One of the most dangerous times for operating a generator occurs immediately after power from the grid goes down. It is during these moments that a variety of hazardous issues can arise, including:
* Getting a portable generator in place – There are a variety of ways that things can go wrong from the point of pulling the generator out of storage to rolling it into place to start delivering backup power. One common issue after an extended period in storage is that boxes and other items may be stacked on top of the generator. If this is the case, make sure you have a flashlight so that you can see what you’re off-loading and where it should go.
* Putting the generator indoors or near vents and windows – All generators emit carbon monoxide gas, which can aggregate to dangerous levels in the house. Prior to its first use, locate a well-ventilated place that is at least ten feet away from windows and vents to situate the generator.
* Allowing a generator to be exposed to water – Avoid the risk of electrocution by a wet generator by building a well-ventilated shelter with an elevated step to keep the generator dry. If this isn’t an option, never run the generator while it is directly exposed to water.
* Refueling – A generator will often be put away after use without consideration for the next time, resulting in a partially filled tank that runs empty after a short period.
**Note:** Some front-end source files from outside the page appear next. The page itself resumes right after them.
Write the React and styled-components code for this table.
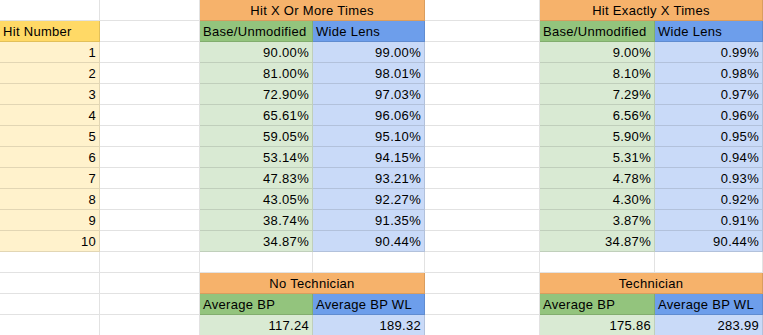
import React from "react";
import styled, { createGlobalStyle } from "styled-components";

const GlobalStyle = createGlobalStyle`
  html, body {
    margin: 0;
    padding: 0;
    background: #fff;
    overflow: hidden;
  }
`;

const COLORS = {
  white: "#ffffff",
  orange: "#f6b26b",
  green: "#93c47d",
  blue: "#6d9eeb",
  lightGreen: "#d9ead3",
  lightBlue: "#c9daf8",
  yellow: "#ffd966",
  lightYellow: "#fff2cc",
};

const Sheet = styled.div`
  display: grid;
  grid-template-columns: 100px 100px 113px 112px 115px 115px 108px;
  grid-auto-rows: 21px;
  font-family: "Liberation Sans", Arial, sans-serif;
  font-size: 13px;
  letter-spacing: 0.3px;
  color: #000;
`;

const Cell = styled.div`
  box-sizing: border-box;
  grid-column: ${(p) => (p.$span ? `span ${p.$span}` : "auto")};
  background: ${(p) => COLORS[p.$bg || "white"]};
  border-right: 1px solid rgba(0, 0, 0, 0.115);
  border-bottom: 1px solid rgba(0, 0, 0, 0.115);
  display: flex;
  align-items: flex-end;
  justify-content: ${(p) =>
    p.$align === "right" ? "flex-end" : p.$align === "center" ? "center" : "flex-start"};
  padding: 0 3px 2px 3px;
  line-height: 15px;
  white-space: nowrap;
  overflow: hidden;
`;

const hitOrMore = [
  ["90.00%", "99.00%"],
  ["81.00%", "98.01%"],
  ["72.90%", "97.03%"],
  ["65.61%", "96.06%"],
  ["59.05%", "95.10%"],
  ["53.14%", "94.15%"],
  ["47.83%", "93.21%"],
  ["43.05%", "92.27%"],
  ["38.74%", "91.35%"],
  ["34.87%", "90.44%"],
];

const hitExactly = [
  ["9.00%", "0.99%"],
  ["8.10%", "0.98%"],
  ["7.29%", "0.97%"],
  ["6.56%", "0.96%"],
  ["5.90%", "0.95%"],
  ["5.31%", "0.94%"],
  ["4.78%", "0.93%"],
  ["4.30%", "0.92%"],
  ["3.87%", "0.91%"],
  ["34.87%", "90.44%"],
];

export default function App() {
  return (
    <>
      <GlobalStyle />
      <Sheet>
        {/* row 1 */}
        <Cell />
        <Cell />
        <Cell $span={2} $bg="orange" $align="center">Hit X Or More Times</Cell>
        <Cell />
        <Cell $span={2} $bg="orange" $align="center">Hit Exactly X Times</Cell>

        {/* row 2 */}
        <Cell $bg="yellow">Hit Number</Cell>
        <Cell />
        <Cell $bg="green">Base/Unmodified</Cell>
        <Cell $bg="blue">Wide Lens</Cell>
        <Cell />
        <Cell $bg="green">Base/Unmodified</Cell>
        <Cell $bg="blue">Wide Lens</Cell>

        {hitOrMore.map((row, i) => (
          <React.Fragment key={i}>
            <Cell $bg="lightYellow" $align="right">{i + 1}</Cell>
            <Cell />
            <Cell $bg="lightGreen" $align="right">{row[0]}</Cell>
            <Cell $bg="lightBlue" $align="right">{row[1]}</Cell>
            <Cell />
            <Cell $bg="lightGreen" $align="right">{hitExactly[i][0]}</Cell>
            <Cell $bg="lightBlue" $align="right">{hitExactly[i][1]}</Cell>
          </React.Fragment>
        ))}

        {/* empty row */}
        <Cell />
        <Cell />
        <Cell />
        <Cell />
        <Cell />
        <Cell />
        <Cell />

        {/* technician block */}
        <Cell />
        <Cell />
        <Cell $span={2} $bg="orange" $align="center">No Technician</Cell>
        <Cell />
        <Cell $span={2} $bg="orange" $align="center">Technician</Cell>

        <Cell />
        <Cell />
        <Cell $bg="green">Average BP</Cell>
        <Cell $bg="blue">Average BP WL</Cell>
        <Cell />
        <Cell $bg="green">Average BP</Cell>
        <Cell $bg="blue">Average BP WL</Cell>

        <Cell />
        <Cell />
        <Cell $bg="lightGreen" $align="right">117.24</Cell>
        <Cell $bg="lightBlue" $align="right">189.32</Cell>
        <Cell />
        <Cell $bg="lightGreen" $align="right">175.86</Cell>
        <Cell $bg="lightBlue" $align="right">283.99</Cell>
      </Sheet>
    </>
  );
}
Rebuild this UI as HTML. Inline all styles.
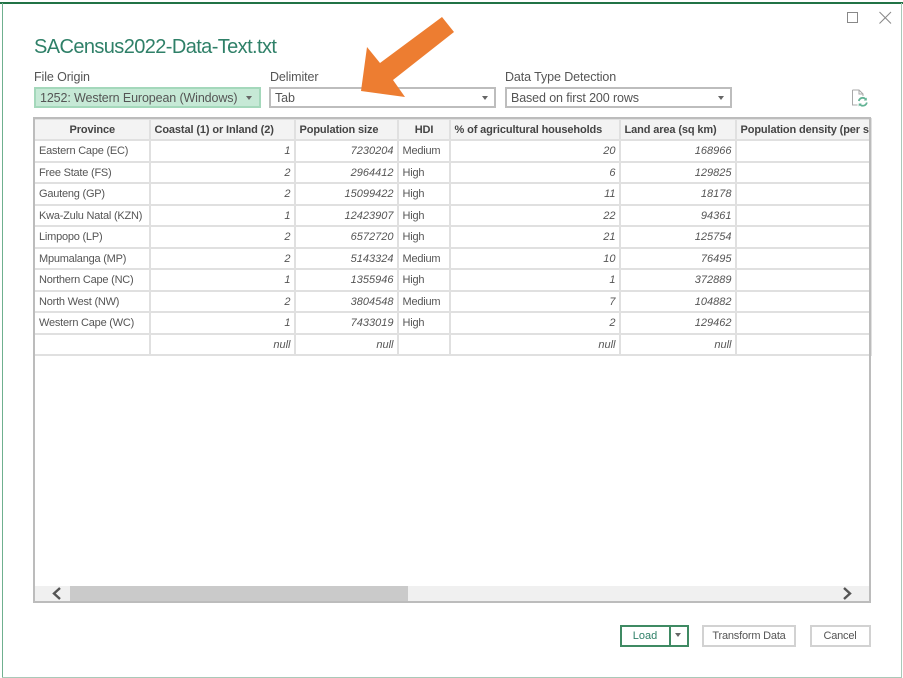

In this situation, allow the generator to cool off completely before refueling to avoid accidental ignition caused by spilling gas on hot engine parts.
* Connecting the generator directly to the home’s circuitry – Plugging the generator into a wall outlet, as opposed to connecting to individual appliances, electronics, etc. directly, using extension cords can result in “backfeeding”. This occurs when electricity flows from the generator back toward the grid, a highly dangerous circumstance that can result in the electrocution of utility workers and/or residents in homes that share the same electrical feed.
Acting with haste to get backup power online when electricity from the main goes down can result in a variety of potential hazards. One of the best ways to avoid these dangers is to do some advanced planning to get your portable generator in a location that is ventilated and protected and then following up with best practices in terms of connecting and operating the generator until power returns.